また、ナルコレプシー以外の特発性過眠症やその他の睡眠障害への適応も期待されている。
住友ファーマは、日本において、同剤の安全性、忍容性、薬物動態を評価するためのP1試験を2021年11月に開始した。同社は、同契約締結後も、同社テリトリー(日本、中国および一部のアジア)おける同剤の権利を保有する。
同契約に基づき、住友ファーマは、 Jazz 社に対し、同社テリトリーを除く米国、欧州を含む全世界において、独占的に本剤の開発・販売を行う権利を許諾する。
同契約締結の対価として、住友ファーマはJazz 社より、契約一時金として5000万米ドルを受け取る。また、住友ファーマは、同剤の開発の進捗に応じた開発マイルストンおよび売上収益の目標達成に応じた販売マイルストンとして総額で最大10億9000万米ドルを受け取る可能性がある。
さらに、同剤の売上収益に応じた2桁台前半の料率のロイヤリティを受け取る可能性がある。
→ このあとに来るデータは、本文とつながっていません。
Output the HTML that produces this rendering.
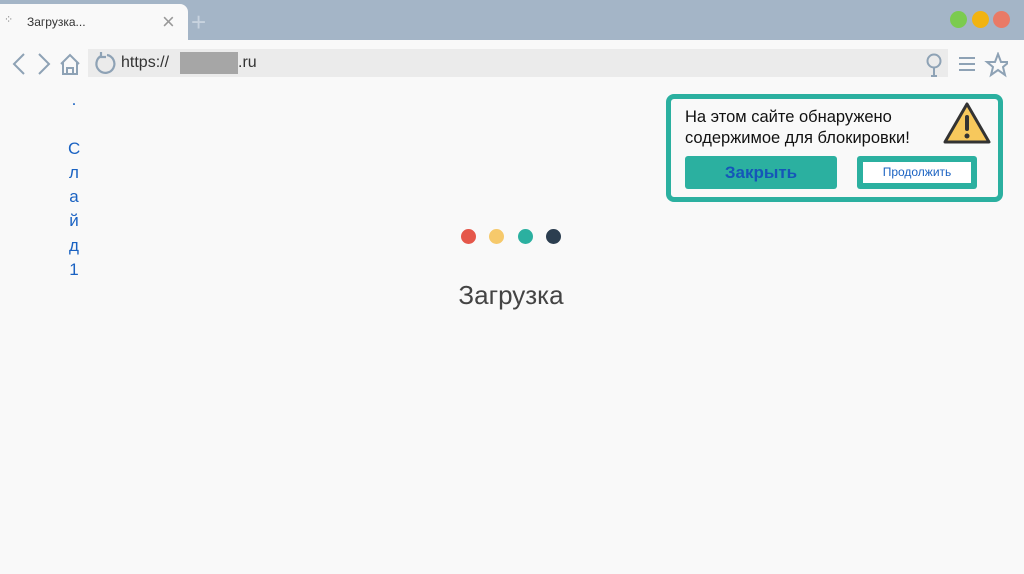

◆木村徹住友ファーマ代表取締役専務執行役員のコメント
本剤は、中枢神経領域における高度な専門技術を生かして、当社が独自に創製した新規の低分子化合物である。睡眠障害に対する医薬品の開発と販売に確かな実績があり、長年睡眠障害を患う人々の生活改善のための治療法の研究開発に取り組むJazz社と提携できることをうれしく思う。
当社は、睡眠障害治療薬で大きな成功を収めているJazz社が、本剤を次の開発段階に進めていくうえでの最適なパートナーであると考えている。
◆ロバート・イアンノーネJazz社Executive Vice President、Global Head of Research and Developmentのコメント
オレキシン受容体の活性化は、睡眠障害の研究においてとても興味深い分野であり、既存薬による治療を補完できる可能性がある。
本剤のプロファイルから、当社は本剤がナルコレプシーやその他の睡眠障害治療に貢献する可能性があると確信している。
当社は、睡眠障害治療薬のリーディングカンパニーとして、消耗性の睡眠障害を患う人々に革新的な治療法を提供できるよう努めている。さらに、睡眠障害における当社の専門性を生かし、将来有望な本剤の治験を米国と欧州で実施できることをうれしく思う。
このたびの契約締結は、価値創造を可能とする開発化合物へ戦略的に投資するという当社の目標に合致したものであり、患者さんの治療を改善する可能性がある本剤を導入した当社の先見性を示すものでもある。